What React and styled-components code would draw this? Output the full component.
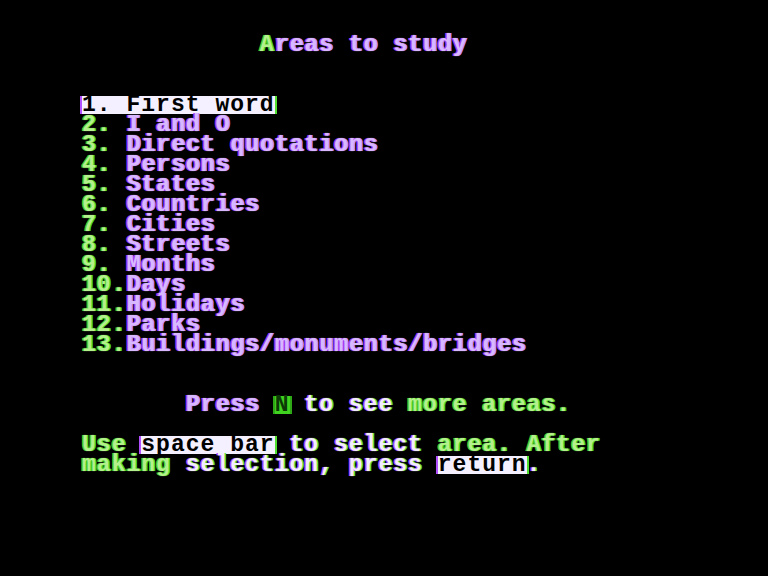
import React from 'react'
import styled, { createGlobalStyle } from 'styled-components'

const GlobalStyle = createGlobalStyle`
  html, body {
    margin: 0;
    padding: 0;
    background: #000;
  }
`

const tones = {
  white: { color: '#f2ecff', left: '#b24cff', right: '#56e03a' },
  violet: { color: '#d8b8ff', left: '#a23cf0', right: '#c890ff' },
  green: { color: '#b4f08c', left: '#4cc828', right: '#46d82a' },
}

const Screen = styled.div`
  width: 768px;
  height: 576px;
  box-sizing: border-box;
  padding: 35px 0 0 82px;
  background: #000;
  font-family: "Liberation Mono", "DejaVu Sans Mono", monospace;
  font-weight: bold;
  font-size: 23px;
  letter-spacing: 1.02px;
  display: flex;
  flex-direction: column;
`

const Row = styled.div`
  height: 20px;
  display: flex;
  align-items: center;
  white-space: pre;
  padding-left: ${(props) => (props.col || 0) * 14.82}px;
`

const Txt = styled.span`
  line-height: 20px;
  color: ${(props) => tones[props.tone || 'white'].color};
  text-shadow: -1.5px 0 ${(props) => tones[props.tone || 'white'].left},
    1.5px 0 ${(props) => tones[props.tone || 'white'].right},
    0 0 1px ${(props) => tones[props.tone || 'white'].color};
`

const Inverse = styled.span`
  height: 18px;
  line-height: 18px;
  display: inline-flex;
  align-items: center;
  background: ${(props) => (props.green ? '#3fd21f' : '#f4f0ff')};
  color: ${(props) => (props.green ? '#0c3a06' : '#000')};
  box-shadow: -2px 0 0 ${(props) => (props.green ? '#2fa818' : '#b050ff')},
    2px 0 0 ${(props) => (props.green ? '#2fa818' : '#52e030')};
`

const items = [
  'I and O',
  'Direct quotations',
  'Persons',
  'States',
  'Countries',
  'Cities',
  'Streets',
  'Months',
  'Days',
  'Holidays',
  'Parks',
  'Buildings/monuments/bridges',
]

function Item({ n, name }) {
  const num = n < 10 ? `${n}. ` : `${n}.`
  return (
    <Row>
      <Txt tone="green">{num}</Txt>
      <Txt tone="violet">{name}</Txt>
    </Row>
  )
}

export default function App() {
  return (
    <>
      <GlobalStyle />
      <Screen>
        <Row col={12}>
          <Txt tone="green">A</Txt>
          <Txt tone="violet">reas to study</Txt>
        </Row>
        <Row />
        <Row />
        <Row>
          <Inverse>1. First word</Inverse>
        </Row>
        {items.map((name, i) => (
          <Item key={name} n={i + 2} name={name} />
        ))}
        <Row />
        <Row />
        <Row col={7}>
          <Txt tone="violet">Press </Txt>
          <Inverse green>N</Inverse>
          <Txt tone="white"> to see </Txt>
          <Txt tone="green">more areas.</Txt>
        </Row>
        <Row />
        <Row>
          <Txt tone="green">Use </Txt>
          <Inverse>space bar</Inverse>
          <Txt tone="white"> to select </Txt>
          <Txt tone="green">area. After</Txt>
        </Row>
        <Row>
          <Txt tone="green">making </Txt>
          <Txt tone="white">selection, press </Txt>
          <Inverse>return</Inverse>
          <Txt tone="white">.</Txt>
        </Row>
      </Screen>
    </>
  )
}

════════════════════

Set exercise - The data above needs to be retyped exactly, with the images left out.

Expected output -
What React and styled-components code would draw this? Output the full component.
import React from 'react'
import styled, { createGlobalStyle } from 'styled-components'

const GlobalStyle = createGlobalStyle`
  html, body {
    margin: 0;
    padding: 0;
    background: #000;
  }
`

const tones = {
  white: { color: '#f2ecff', left: '#b24cff', right: '#56e03a' },
  violet: { color: '#d8b8ff', left: '#a23cf0', right: '#c890ff' },
  green: { color: '#b4f08c', left: '#4cc828', right: '#46d82a' },
}

const Screen = styled.div`
  width: 768px;
  height: 576px;
  box-sizing: border-box;
  padding: 35px 0 0 82px;
  background: #000;
  font-family: "Liberation Mono", "DejaVu Sans Mono", monospace;
  font-weight: bold;
  font-size: 23px;
  letter-spacing: 1.02px;
  display: flex;
  flex-direction: column;
`

const Row = styled.div`
  height: 20px;
  display: flex;
  align-items: center;
  white-space: pre;
  padding-left: ${(props) => (props.col || 0) * 14.82}px;
`

const Txt = styled.span`
  line-height: 20px;
  color: ${(props) => tones[props.tone || 'white'].color};
  text-shadow: -1.5px 0 ${(props) => tones[props.tone || 'white'].left},
    1.5px 0 ${(props) => tones[props.tone || 'white'].right},
    0 0 1px ${(props) => tones[props.tone || 'white'].color};
`

const Inverse = styled.span`
  height: 18px;
  line-height: 18px;
  display: inline-flex;
  align-items: center;
  background: ${(props) => (props.green ? '#3fd21f' : '#f4f0ff')};
  color: ${(props) => (props.green ? '#0c3a06' : '#000')};
  box-shadow: -2px 0 0 ${(props) => (props.green ? '#2fa818' : '#b050ff')},
    2px 0 0 ${(props) => (props.green ? '#2fa818' : '#52e030')};
`

const items = [
  'I and O',
  'Direct quotations',
  'Persons',
  'States',
  'Countries',
  'Cities',
  'Streets',
  'Months',
  'Days',
  'Holidays',
  'Parks',
  'Buildings/monuments/bridges',
]

function Item({ n, name }) {
  const num = n < 10 ? `${n}. ` : `${n}.`
  return (
    <Row>
      <Txt tone="green">{num}</Txt>
      <Txt tone="violet">{name}</Txt>
    </Row>
  )
}

export default function App() {
  return (
    <>
      <GlobalStyle />
      <Screen>
        <Row col={12}>
          <Txt tone="green">A</Txt>
          <Txt tone="violet">reas to study</Txt>
        </Row>
        <Row />
        <Row />
        <Row>
          <Inverse>1. First word</Inverse>
        </Row>
        {items.map((name, i) => (
          <Item key={name} n={i + 2} name={name} />
        ))}
        <Row />
        <Row />
        <Row col={7}>
          <Txt tone="violet">Press </Txt>
          <Inverse green>N</Inverse>
          <Txt tone="white"> to see </Txt>
          <Txt tone="green">more areas.</Txt>
        </Row>
        <Row />
        <Row>
          <Txt tone="green">Use </Txt>
          <Inverse>space bar</Inverse>
          <Txt tone="white"> to select </Txt>
          <Txt tone="green">area. After</Txt>
        </Row>
        <Row>
          <Txt tone="green">making </Txt>
          <Txt tone="white">selection, press </Txt>
          <Inverse>return</Inverse>
          <Txt tone="white">.</Txt>
        </Row>
      </Screen>
    </>
  )
}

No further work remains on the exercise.